Brian Niccol a alors sérieusement investi pour améliorer la propreté de ses établissements, avant de s’attaquer à la communication du groupe afin d’en améliorer l’image. Et ainsi de regagner des parts de marché.
Pour Starbucks, la problématique est très différente. Le groupe doit faire face à des boycotts au Moyen-Orient et à une concurrence féroce en Chine, son marché le plus important après les États-Unis. Justement, sur son marché domestique, la marque a perdu de son lustre (étant potentiellement sur-exposé) et ses employés cherchent à se syndicaliser, ce qui pourrait peser sur les coûts du personnel.
Enfin, Starbucks pourrait souffrir de son positionnement, étant perçu comme “chère” par les consommateurs de masse (plus de 5 euros pour un latté) et pas assez branché par les consommateurs hipsters.
Certains de ses actionnaires, dont notamment le fonds activiste Elliott, mettent la pression sur la direction pour changer de cap.

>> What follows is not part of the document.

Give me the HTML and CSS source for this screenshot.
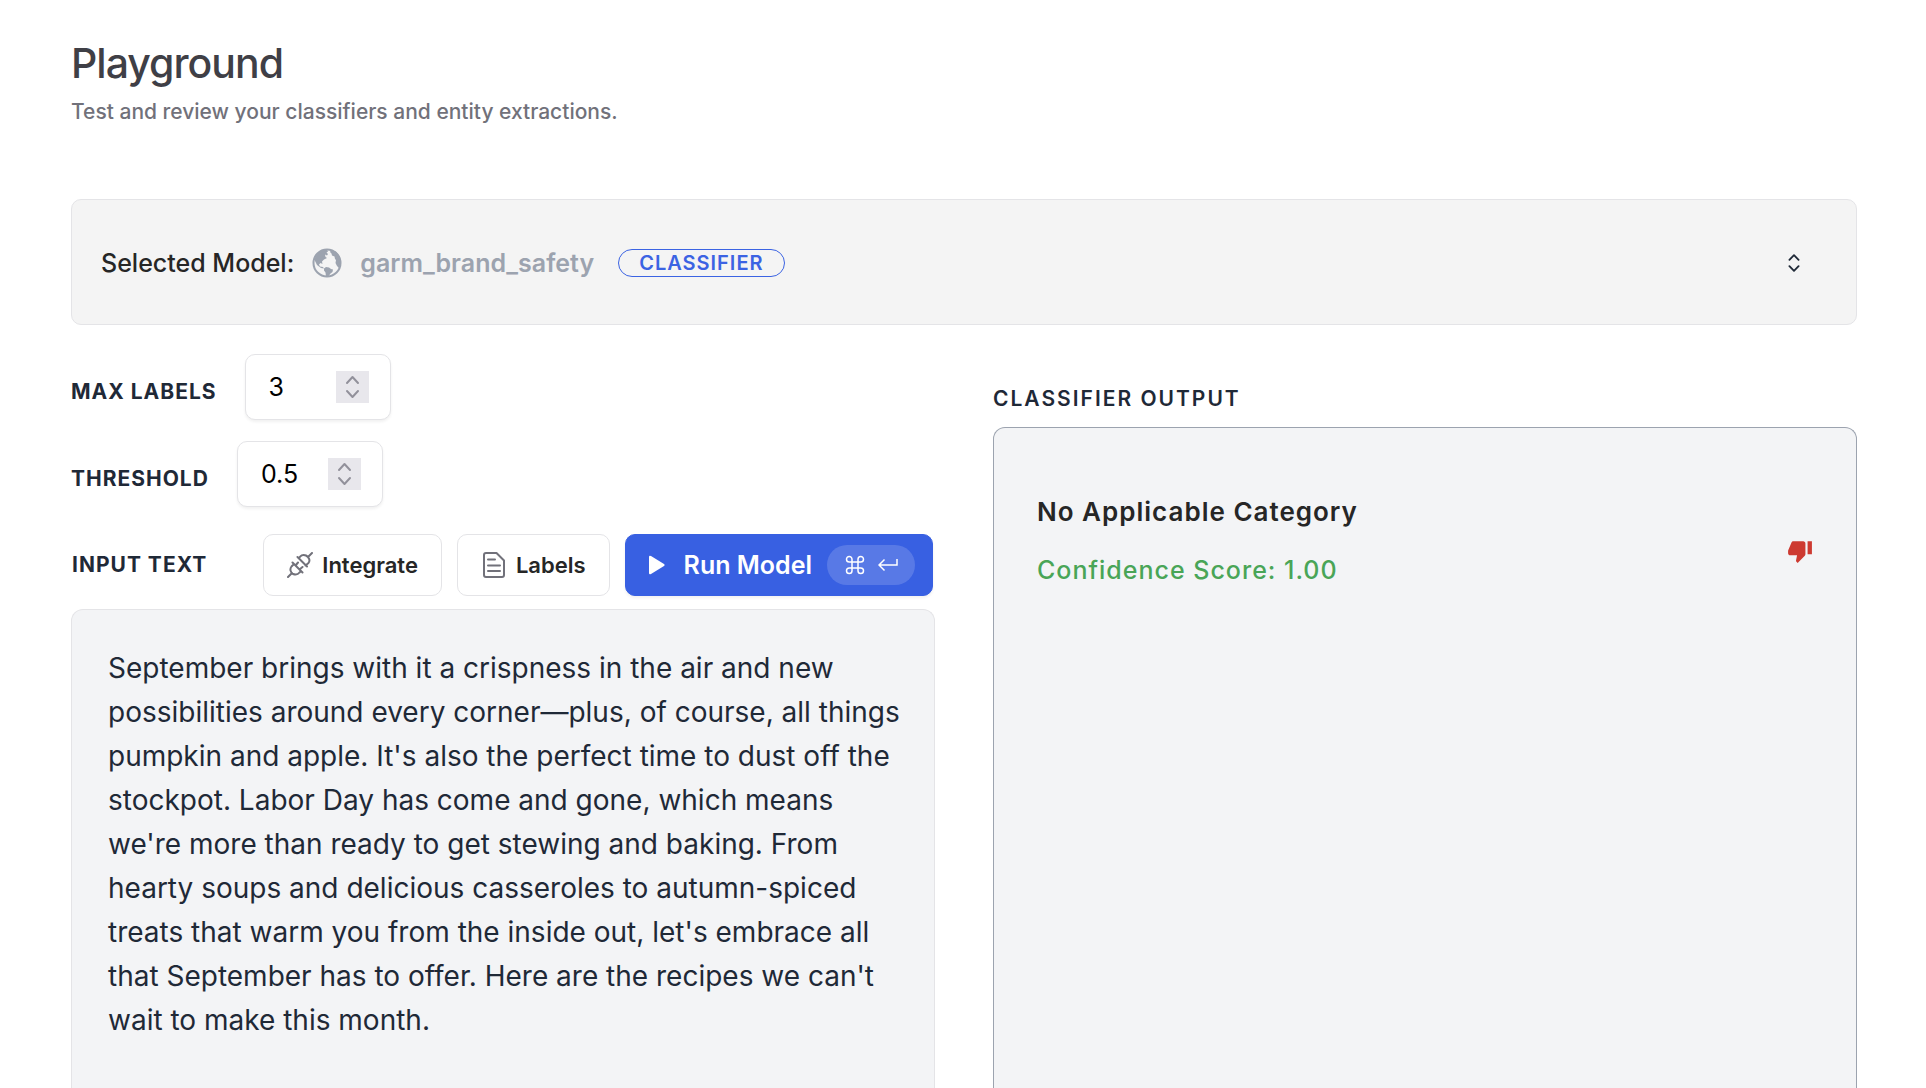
FILE: index.html
```html
<!DOCTYPE html>
<html lang="en">
<head>
<meta charset="utf-8">
<meta name="viewport" content="width=device-width, initial-scale=1">
<title>Playground</title>
<link rel="stylesheet" href="styles.css">
</head>
<body>
<main class="page">
  <header class="page-header">
    <h1 class="title">Playground</h1>
    <p class="subtitle">Test and review your classifiers and entity extractions.</p>
  </header>

  <button class="model-picker" type="button" aria-haspopup="listbox">
    <span class="model-label">Selected Model:</span>
    <svg class="icon-globe" viewBox="0 0 30 30" aria-hidden="true">
      <circle cx="15" cy="15" r="13.500" fill="none" stroke="currentColor" stroke-width="2"/>
      <path fill="currentColor" d="M3 10L6 5l4-3 5-.500 1 2-1.500 1 1.500 1.500-1 1.500-2-1 .500 2.500 1.500 1-3 1.500-2 2 .500 2.500-2-1-1.500 1.500 1 2 3 .500 1 1.500-3-.500-4-3-2-4zM19 2l-1 2 1.500 1.500.500 2 2.500 1 .500 2.500 1 1-.500 3 1.500 3 2.500 2.500 1.500-5.500-1-6-4-5.500zM12 20.500l2-1.500 3 .500 2 1.500 2 .500-.500 2.500-2 1.500-2.500 3.500-2-.500-.500-4-1.500-2z"/>
    </svg>
    <span class="model-name">garm_brand_safety</span>
    <span class="badge">Classifier</span>
    <svg class="icon-updown" viewBox="0 0 24 24" aria-hidden="true"><path fill="none" stroke="currentColor" stroke-width="2" stroke-linecap="round" stroke-linejoin="round" d="M7 8.500l5-5 5 5M7 15.500l5 5 5-5"/></svg>
  </button>

  <div class="workspace">
    <section class="column">
      <div class="field">
        <label class="caption" for="max-labels">Max Labels</label>
        <span class="stepper">
          <input class="number" id="max-labels" type="number" value="3" min="1">
          <svg class="spin" viewBox="0 0 33 32" aria-hidden="true"><path d="M11 12l5.500-6 5.500 6M11 20l5.500 6 5.500-6"/></svg>
        </span>
      </div>
      <div class="field">
        <label class="caption" for="threshold">Threshold</label>
        <span class="stepper">
          <input class="number" id="threshold" type="number" value="0.5" step="0.1">
          <svg class="spin" viewBox="0 0 33 32" aria-hidden="true"><path d="M11 12l5.500-6 5.500 6M11 20l5.500 6 5.500-6"/></svg>
        </span>
      </div>
      <div class="toolbar">
        <label class="caption" for="input-text">Input Text</label>
        <div class="actions">
          <button class="btn" type="button">
            <svg class="icon icon-plug" viewBox="0 0 26 26" aria-hidden="true"><path d="M25 1l-4 4M10.500 5L20 14.500M12 6.500c1-3 4-4.500 7-3 3 1.500 4.500 5 2.500 7.500l-3 2.500M1 25l4-4M5.500 10.500L15.500 20.500M7 12l-2.500 2.500c-2 2.500-1 6 1.500 7.500 2.500 1 5 .500 6.500-1.500l1.500-1.500M8.500 13.500l2.500-3M12.500 17.500l3-2.500"/></svg>
            Integrate
          </button>
          <button class="btn" type="button">
            <svg class="icon" viewBox="0 0 26 26" aria-hidden="true"><path d="M15.500 1H5a2 2 0 0 0-2 2v20a2 2 0 0 0 2 2h16a2 2 0 0 0 2-2V8.500zM7 7.500h7M7 13.500h12M7 19h12"/></svg>
            Labels
          </button>
          <button class="btn btn-primary" type="button">
            <svg class="icon-play" viewBox="0 0 18 20" aria-hidden="true"><path fill="currentColor" d="M1 2v16q0 2 2 1l13-8q1.500-1 0-2L3 1q-2-1-2 1z"/></svg>
            Run Model
            <span class="keys">
              <svg class="key" viewBox="0 0 20 20" aria-hidden="true"><path d="M7 7h6v6H7zM7 7H4.250A2.750 2.750 0 1 1 7 4.250zM13 7V4.250A2.750 2.750 0 1 1 15.750 7zM13 13h2.750A2.750 2.750 0 1 1 13 15.750zM7 13v2.750A2.750 2.750 0 1 1 4.250 13z"/></svg>
              <svg class="key" viewBox="0 0 20 20" aria-hidden="true"><path d="M19 4v6H1M6.500 4.500L1 10l5.500 5.500"/></svg>
            </span>
          </button>
        </div>
      </div>
      <textarea class="input-text" id="input-text" spellcheck="false">September brings with it a crispness in the air and new possibilities around every corner—plus, of course, all things pumpkin and apple. It's also the perfect time to dust off the stockpot. Labor Day has come and gone, which means we're more than ready to get stewing and baking. From hearty soups and delicious casseroles to autumn-spiced treats that warm you from the inside out, let's embrace all that September has to offer. Here are the recipes we can't wait to make this month.</textarea>
    </section>

    <section class="column output-column">
      <h2 class="caption output-title">Classifier Output</h2>
      <div class="output">
        <div class="result">
          <h3 class="category">No Applicable Category</h3>
          <p class="score">Confidence Score: 1.00</p>
        </div>
        <button class="thumb" type="button" aria-label="Incorrect result">
          <svg class="icon-thumb" viewBox="0 0 24 24" aria-hidden="true"><path fill="currentColor" d="M15 3H6c-.83 0-1.540.5-1.840 1.220l-3.020 7.050c-.09.23-.14.470-.14.730v2c0 1.100.9 2 2 2h6.310l-.95 4.570-.03.320c0 .41.170.790.440 1.060L9.830 23l6.590-6.590c.36-.36.580-.86.580-1.410V5c0-1.100-.9-2-2-2zm4 0v12h4V3h-4z"/></svg>
        </button>
      </div>
    </section>
  </div>
</main>
</body>
</html>
```

FILE: styles.css
```css
* { box-sizing: border-box; }

body {
  margin: 0;
  background: #fff;
  color: #1f2937;
  font-family: Inter, "Liberation Sans", sans-serif;
}

h1, h2, h3, p { margin: 0; }
button, input, textarea { font: inherit; color: inherit; }
button { cursor: pointer; }

.page {
  display: flex;
  flex-direction: column;
  min-height: 100vh;
  padding: 36px 69px 0 71px;
}

.title {
  color: #3f3f46;
  font-size: 41px;
  font-weight: 500;
  line-height: 54px;
  letter-spacing: -1px;
}

.subtitle {
  margin-top: 8px;
  color: #71717a;
  font-size: 21px;
  font-weight: 500;
  line-height: 28px;
}

.model-picker {
  display: flex;
  align-items: center;
  margin-top: 73px;
  height: 126px;
  padding: 2px 51px 0 29px;
  border: 1px solid #e4e4e7;
  border-radius: 10px;
  background: #f4f4f4;
  font-size: 25px;
  font-weight: 500;
}

.model-label { color: #262626; }
.icon-globe { width: 30px; height: 30px; margin: 0 18px; color: #9ca3af; }
.model-name { color: #9ca3af; font-weight: 600; }

.badge {
  margin-left: 24px;
  padding: 0 20px;
  border: 1px solid #3b63e3;
  border-radius: 14px;
  color: #3b63e3;
  font-size: 20px;
  font-weight: 600;
  line-height: 26px;
  letter-spacing: 1px;
  text-transform: uppercase;
}

.icon-updown { width: 22px; height: 22px; margin-left: auto; color: #1f2937; }

.workspace {
  display: grid;
  grid-template-columns: 1fr 1fr;
  gap: 58px;
  flex: 1;
  margin-top: 29px;
}

.column { display: flex; flex-direction: column; }

.caption {
  color: #1f2937;
  font-size: 21px;
  font-weight: 700;
  line-height: 28px;
  letter-spacing: 1px;
  text-transform: uppercase;
}

.field {
  display: flex;
  align-items: center;
  gap: 28px;
  height: 66px;
  margin-bottom: 21px;
}

.field .caption { padding-top: 10px; }

.stepper { position: relative; }

.number {
  display: block;
  width: 146px;
  height: 66px;
  padding: 0 60px 0 23px;
  border: 1px solid #e4e4e7;
  border-radius: 10px;
  background: #fff;
  box-shadow: 0 2px 3px rgb(0 0 0 / 6%);
  color: #000;
  font-size: 25px;
  appearance: textfield;
}

.spin {
  position: absolute;
  top: 17px;
  right: 22px;
  width: 33px;
  height: 32px;
  background: #e8e7ec;
  fill: none;
  stroke: #92919b;
  stroke-width: 2;
  stroke-linecap: round;
  stroke-linejoin: round;
}

.toolbar {
  display: flex;
  align-items: center;
  justify-content: space-between;
  margin-top: 6px;
  padding: 0 2px 0 1px;
}

.actions { display: flex; gap: 15px; }

.btn {
  display: flex;
  align-items: center;
  gap: 9px;
  height: 62px;
  padding: 0 23px;
  border: 1px solid #e4e4e7;
  border-radius: 10px;
  background: #fff;
  color: #262626;
  font-size: 22px;
  font-weight: 600;
}

.icon {
  width: 26px;
  height: 26px;
  fill: none;
  stroke: #71717a;
  stroke-width: 2;
  stroke-linecap: round;
  stroke-linejoin: round;
}

.btn-primary {
  gap: 15px;
  padding: 0 17px 0 22px;
  border-color: #3860e2;
  background: #3860e2;
  box-shadow: 0 2px 3px rgb(0 0 0 / 6%);
  color: #fff;
  font-size: 25px;
}

.icon-play { width: 18px; height: 20px; margin-right: 3px; }

.keys {
  display: flex;
  align-items: center;
  justify-content: center;
  gap: 13px;
  width: 88px;
  height: 40px;
  border-radius: 20px;
  background: rgb(255 255 255 / 16%);
}

.key {
  width: 20px;
  height: 20px;
  fill: none;
  stroke: currentColor;
  stroke-width: 1.5;
}

.input-text {
  flex: 1;
  margin-top: 13px;
  padding: 36px 32px 0 36px;
  border: 1px solid #e4e4e7;
  border-bottom: 0;
  border-radius: 12px 12px 0 0;
  background: #f3f4f6;
  color: #1f2937;
  font-size: 28px;
  line-height: 44px;
  resize: none;
  overflow: hidden;
}

.output-column { padding-top: 31px; }
.output-title { font-weight: 600; letter-spacing: 2px; }

.output {
  display: flex;
  align-items: flex-start;
  justify-content: space-between;
  flex: 1;
  margin-top: 14px;
  padding: 66px 43px 0;
  border: 1px solid #9ca3af;
  border-bottom: 0;
  border-radius: 12px 12px 0 0;
  background: #f3f4f6;
}

.category {
  color: #262626;
  font-size: 26px;
  font-weight: 600;
  line-height: 36px;
  letter-spacing: 1px;
}

.score {
  margin-top: 22px;
  color: #49a557;
  font-size: 25px;
  font-weight: 500;
  line-height: 36px;
  letter-spacing: 1px;
}

.thumb {
  margin-top: 44px;
  padding: 0;
  border: 0;
  background: none;
  color: #cd3a31;
}

.icon-thumb { display: block; width: 26px; height: 26px; }
```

Dans ce genre de situation, rien de tel qu'un changement de patron.
Une réaction de marché exubérante
Nous transmettons tous nos vœux de succès à Brian Niccol, et, sans le connaître, estimons qu’il possède l’expérience requise pour prendre le taureau par les cornes et donner une nouvelle direction stratégique à Starbucks.
Nous n’avons pas de boule de cristal, donc nous nous garderons bien de donner une estimation du cours de bourse de Starbucks dans un an.
Mais si nous devions prendre position sur le sujet, nous pensons que le bond de plus de 20% de la valorisation du groupe dont il va prendre la direction est exagéré, en tenant compte de l’éventail des défis auquel il devra s’attaquer.